--- Objective ---
Answer with a single number, the count of lines holding the word "React".

--- Source material ---

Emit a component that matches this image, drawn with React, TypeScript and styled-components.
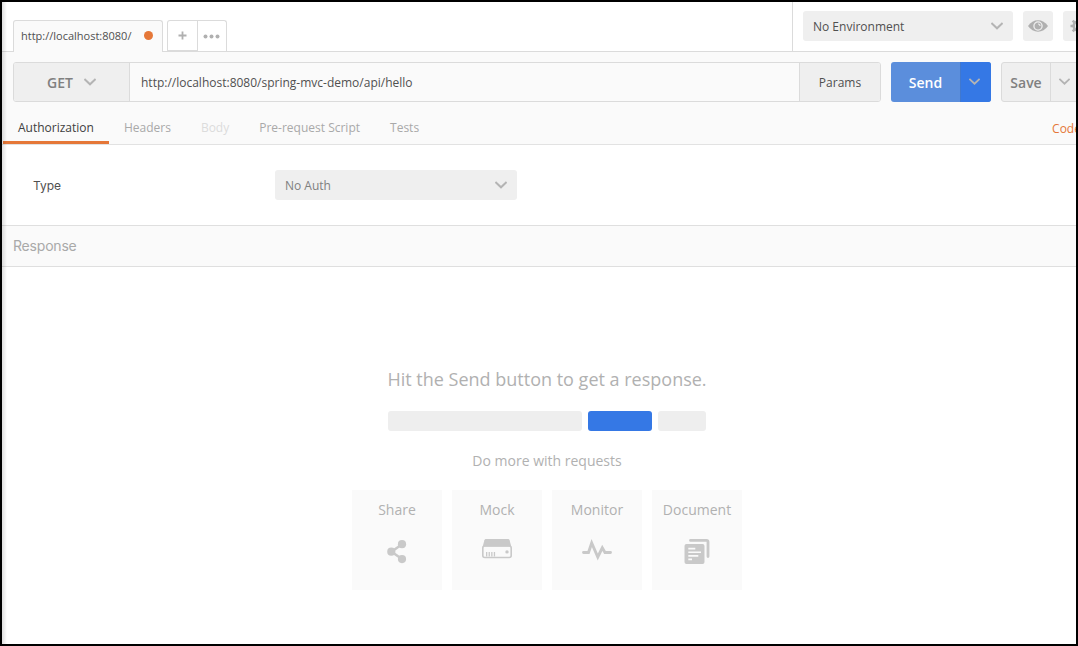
import React from "react";
import styled, { createGlobalStyle } from "styled-components";

const GlobalStyle = createGlobalStyle`
  *, *::before, *::after { box-sizing: border-box; }
  body { margin: 0; background: #fff; overflow: hidden; }
`;

const Window = styled.div`
  position: relative;
  display: flex;
  flex-direction: column;
  width: 1078px;
  height: 646px;
  border: 2px solid #000;
  background: #fff;
  overflow: hidden;
  white-space: nowrap;
  font-family: "Open Sans", sans-serif;
  font-size: 12px;
  color: #505050;
`;

const EdgeShadow = styled.div`
  position: absolute;
  z-index: 1;
  inset: 0 auto 0 0;
  width: 5px;
  background: linear-gradient(to right, rgba(0, 0, 0, 0.13), rgba(0, 0, 0, 0));
`;

const TopBar = styled.header`
  display: flex;
  flex: none;
  height: 50px;
  border-bottom: 1px solid #dbdbdb;
`;

const TabStrip = styled.div`
  display: flex;
  flex: none;
  align-items: flex-end;
  width: 791px;
  padding-left: 11px;
  border-right: 1px solid #dbdbdb;
`;

const RequestTab = styled.div`
  display: flex;
  align-items: center;
  justify-content: space-between;
  width: 150px;
  height: 32px;
  margin-bottom: -1px;
  padding: 0 9px 2px 7px;
  border: 1px solid #dbdbdb;
  border-bottom: 0;
  border-radius: 3px 3px 0 0;
  background: #fafafa;
  font-size: 11px;
`;

const UnsavedDot = styled.span`
  width: 9px;
  height: 9px;
  border-radius: 50%;
  background: #e57738;
`;

const TabActions = styled.div`
  display: flex;
  width: 60px;
  height: 31px;
  margin-left: 4px;
  border: 1px solid #dbdbdb;
  border-bottom: 0;
  border-radius: 3px 3px 0 0;
`;

const TabAction = styled.div`
  display: flex;
  flex: 1;
  align-items: center;
  justify-content: center;
  height: 30px;
  border-bottom: 1px solid #dbdbdb;
  & + & { border-left: 1px solid #dbdbdb; border-bottom: 0; }
`;

const Environment = styled.div`
  display: flex;
  flex: none;
  gap: 10px;
  padding: 9px 0 0 10px;
`;

const Select = styled.div<{ $width: number; $color?: string }>`
  display: flex;
  align-items: center;
  justify-content: space-between;
  width: ${(p) => p.$width}px;
  height: 30px;
  padding: 0 10px;
  border-radius: 3px;
  background: #efefef;
  color: ${(p) => p.$color ?? "#505050"};
`;

const IconButton = styled.div`
  display: flex;
  flex: none;
  align-items: center;
  justify-content: center;
  width: 30px;
  height: 30px;
  border-radius: 3px;
  background: #efefef;
`;

const RequestPanel = styled.section`
  flex: none;
  height: 93px;
  border-bottom: 1px solid #e2e2e2;
  background: #fafafa;
`;

const RequestLine = styled.div`
  display: flex;
  gap: 10px;
  padding: 10px 0 0 11px;
`;

const UrlGroup = styled.div`
  display: flex;
  flex: none;
  width: 868px;
  height: 40px;
  border: 1px solid #dbdbdb;
  border-radius: 3px;
  overflow: hidden;
`;

const Method = styled.div`
  display: flex;
  align-items: center;
  justify-content: center;
  gap: 11px;
  width: 116px;
  border-right: 1px solid #dbdbdb;
  background: #efefef;
  color: #808080;
  font-size: 14px;
  font-weight: 600;
`;

const Url = styled.div`
  flex: 1;
  padding-left: 11px;
  line-height: 40px;
`;

const Params = styled.div`
  width: 81px;
  border-left: 1px solid #dbdbdb;
  background: #efefef;
  line-height: 40px;
  text-align: center;
`;

const SplitButton = styled.div<{ $primary?: boolean }>`
  display: flex;
  flex: none;
  width: ${(p) => (p.$primary ? 100 : 80)}px;
  height: 40px;
  border: ${(p) => (p.$primary ? "0" : "1px solid #dbdbdb")};
  border-radius: 3px;
  overflow: hidden;
  background: ${(p) => (p.$primary ? "#5b8edc" : "#efefef")};
  color: ${(p) => (p.$primary ? "#fff" : "#808080")};
  font-size: 14px;
  font-weight: 600;
`;

const ButtonLabel = styled.div<{ $width: number }>`
  display: flex;
  align-items: center;
  justify-content: center;
  width: ${(p) => p.$width}px;
`;

const ButtonArrow = styled.div<{ $primary?: boolean }>`
  display: flex;
  align-items: center;
  flex: 1;
  padding-left: 8px;
  border-left: 1px solid ${(p) => (p.$primary ? "#4078cf" : "#dbdbdb")};
  background: ${(p) => (p.$primary ? "#3578e5" : "transparent")};
`;

const SubTabs = styled.nav`
  display: flex;
  height: 42px;
  padding-left: 1px;
`;

const SubTab = styled.div<{ $active?: boolean; $disabled?: boolean }>`
  height: 42px;
  padding: 0 15px;
  border-bottom: 3px solid ${(p) => (p.$active ? "#e57738" : "transparent")};
  color: ${(p) => (p.$active ? "#404040" : p.$disabled ? "#dcdcdc" : "#a9a9a9")};
  line-height: 51px;
`;

const CodeLink = styled.div`
  margin-left: 618px;
  color: #e57738;
  line-height: 54px;
`;

const AuthPanel = styled.section`
  display: flex;
  align-items: center;
  flex: none;
  height: 80px;
  padding-left: 31px;
`;

const FieldLabel = styled.div`
  width: 242px;
  font-family: Inter, sans-serif;
`;

const ResponseBar = styled.div`
  flex: none;
  height: 42px;
  padding-left: 11px;
  border: solid #dfdfdf;
  border-width: 1px 0;
  background: #fafafa;
  color: #a9a9a9;
  font-family: Inter, sans-serif;
  font-size: 14px;
  letter-spacing: -0.2px;
  line-height: 39px;
`;

const EmptyState = styled.main`
  display: flex;
  flex-direction: column;
  align-items: center;
  flex: 1;
  padding: 99px 0 0 16px;
  color: #b1b1b1;
`;

const Headline = styled.div`
  height: 45px;
  font-size: 18px;
  line-height: 26px;
`;

const Blocks = styled.div`
  display: flex;
  gap: 6px;
`;

const Block = styled.span<{ $width: number; $primary?: boolean }>`
  width: ${(p) => p.$width}px;
  height: 20px;
  border-radius: 3px;
  background: ${(p) => (p.$primary ? "#3578e5" : "#eee")};
`;

const Caption = styled.div`
  height: 59px;
  padding-top: 20px;
  font-size: 14px;
  line-height: 20px;
`;

const Cards = styled.div`
  display: flex;
  gap: 10px;
`;

const Card = styled.div`
  display: flex;
  flex-direction: column;
  align-items: center;
  width: 90px;
  height: 100px;
  padding-top: 10px;
  background: #fafafa;
  font-size: 14px;
  line-height: 20px;
`;

const CardIcon = styled.svg`
  width: 32px;
  height: 28px;
  margin-top: 17px;
  fill: #c9c9c9;
`;

const Chevron = ({ width = 12, color = "#b4b4b4" }: { width?: number; color?: string }) => (
  <svg width={width} height={(width * 8) / 12} viewBox="0 0 12 8" fill="none" stroke={color} strokeWidth="2">
    <path d="M.4 1 6 6.3 11.6 1" />
  </svg>
);

const cards = [
  {
    label: "Share",
    icon: (
      <>
        <path d="M21 7.200 10.500 14.700 21 22" fill="none" stroke="#c9c9c9" strokeWidth="2.500" />
        <circle cx="21" cy="7.200" r="4.100" />
        <circle cx="10.300" cy="14.700" r="4.100" />
        <circle cx="21" cy="22.100" r="4.100" />
      </>
    ),
  },
  {
    label: "Mock",
    icon: (
      <>
        <path d="M5.200 2h21.600c1 0 1.500.4 1.800 1.300L30.300 9.500H1.700l1.700-6.200C3.700 2.400 4.200 2 5.200 2Z" />
        <rect x="1.800" y="9" width="28.400" height="11.500" rx="2" fill="none" stroke="#c9c9c9" strokeWidth="1.600" />
        <path d="M5 15h1.300v4.500H5zM7.600 15h1.300v4.500H7.600zM10.200 15h1.300v4.500h-1.300zM12.800 15h1.300v4.500h-1.300z" />
        <circle cx="26" cy="14.900" r="1.700" />
      </>
    ),
  },
  {
    label: "Monitor",
    icon: (
      <path
        d="M2.500 15.500H7.500L10.700 6 16.800 20 21.300 10.800 24 15.500H29.500"
        fill="none"
        stroke="#c9c9c9"
        strokeWidth="2.900"
        strokeLinecap="round"
      />
    ),
  },
  {
    label: "Document",
    icon: (
      <>
        <path d="M9.500 3.400H25.500Q27 3.400 27 5V19.500" fill="none" stroke="#c9c9c9" strokeWidth="2.800" strokeLinecap="round" />
        <path
          fillRule="evenodd"
          d="M5.500 7h16q2 0 2 2v16q0 2-2 2h-16q-2 0-2-2V9q0-2 2-2ZM7.300 10.800v1.700h7v-1.700ZM7.300 14.400v1.700h12.700v-1.700ZM7.300 18v1.700h10v-1.700ZM7.300 21.600v1.700h3.700v-1.700Z"
        />
      </>
    ),
  },
];

export default function App() {
  return (
    <>
      <GlobalStyle />
      <Window>
        <EdgeShadow />
        <TopBar>
          <TabStrip>
            <RequestTab>
              http://localhost:8080/
              <UnsavedDot />
            </RequestTab>
            <TabActions>
              <TabAction>
                <svg width="9" height="9" viewBox="0 0 9 9" stroke="#b0b0b0" strokeWidth="1.800">
                  <path d="M4.500 .5v8M.5 4.500h8" />
                </svg>
              </TabAction>
              <TabAction>
                <svg width="17" height="5" viewBox="0 0 17 5" fill="#b0b0b0">
                  <circle cx="2.500" cy="2.500" r="2" />
                  <circle cx="8.500" cy="2.500" r="2" />
                  <circle cx="14.500" cy="2.500" r="2" />
                </svg>
              </TabAction>
            </TabActions>
          </TabStrip>
          <Environment>
            <Select $width={210}>
              No Environment
              <Chevron />
            </Select>
            <IconButton>
              <svg width="20" height="12" viewBox="0 0 20 12">
                <path d="M0 6Q4 .3 10 .3T20 6Q16 11.700 10 11.700T0 6Z" fill="#b0b0b0" />
                <circle cx="10" cy="6" r="4.100" fill="none" stroke="#efefef" strokeWidth="1.300" />
                <path d="M10 4a2 2 0 0 1 2 2" fill="none" stroke="#efefef" strokeWidth="1.100" />
              </svg>
            </IconButton>
            <IconButton>
              <svg width="18" height="16" viewBox="0 0 18 16" fill="none" stroke="#b0b0b0">
                <circle cx="9" cy="8" r="4.300" strokeWidth="2.600" />
                <path d="M9 .5v3M9 12.500v3M1.500 8h3M13.500 8h3M3.700 2.700l2 2M12.300 11.300l2 2M3.700 13.300l2-2M12.300 4.700l2-2" strokeWidth="2.600" />
              </svg>
            </IconButton>
          </Environment>
        </TopBar>
        <RequestPanel>
          <RequestLine>
            <UrlGroup>
              <Method>
                GET
                <Chevron />
              </Method>
              <Url>http://localhost:8080/spring-mvc-demo/api/hello</Url>
              <Params>Params</Params>
            </UrlGroup>
            <SplitButton $primary>
              <ButtonLabel $width={69}>Send</ButtonLabel>
              <ButtonArrow $primary>
                <Chevron width={11} />
              </ButtonArrow>
            </SplitButton>
            <SplitButton>
              <ButtonLabel $width={48}>Save</ButtonLabel>
              <ButtonArrow>
                <Chevron width={11} />
              </ButtonArrow>
            </SplitButton>
          </RequestLine>
          <SubTabs>
            <SubTab $active>Authorization</SubTab>
            <SubTab>Headers</SubTab>
            <SubTab $disabled>Body</SubTab>
            <SubTab>Pre-request Script</SubTab>
            <SubTab>Tests</SubTab>
            <CodeLink>Code</CodeLink>
          </SubTabs>
        </RequestPanel>
        <AuthPanel>
          <FieldLabel>Type</FieldLabel>
          <Select $width={242} $color="#808080">
            No Auth
            <Chevron />
          </Select>
        </AuthPanel>
        <ResponseBar>Response</ResponseBar>
        <EmptyState>
          <Headline>Hit the Send button to get a response.</Headline>
          <Blocks>
            <Block $width={194} />
            <Block $width={64} $primary />
            <Block $width={48} />
          </Blocks>
          <Caption>Do more with requests</Caption>
          <Cards>
            {cards.map((card) => (
              <Card key={card.label}>
                {card.label}
                <CardIcon viewBox="0 0 32 28">{card.icon}</CardIcon>
              </Card>
            ))}
          </Cards>
        </EmptyState>
      </Window>
    </>
  );
}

--- Solved problem ---
2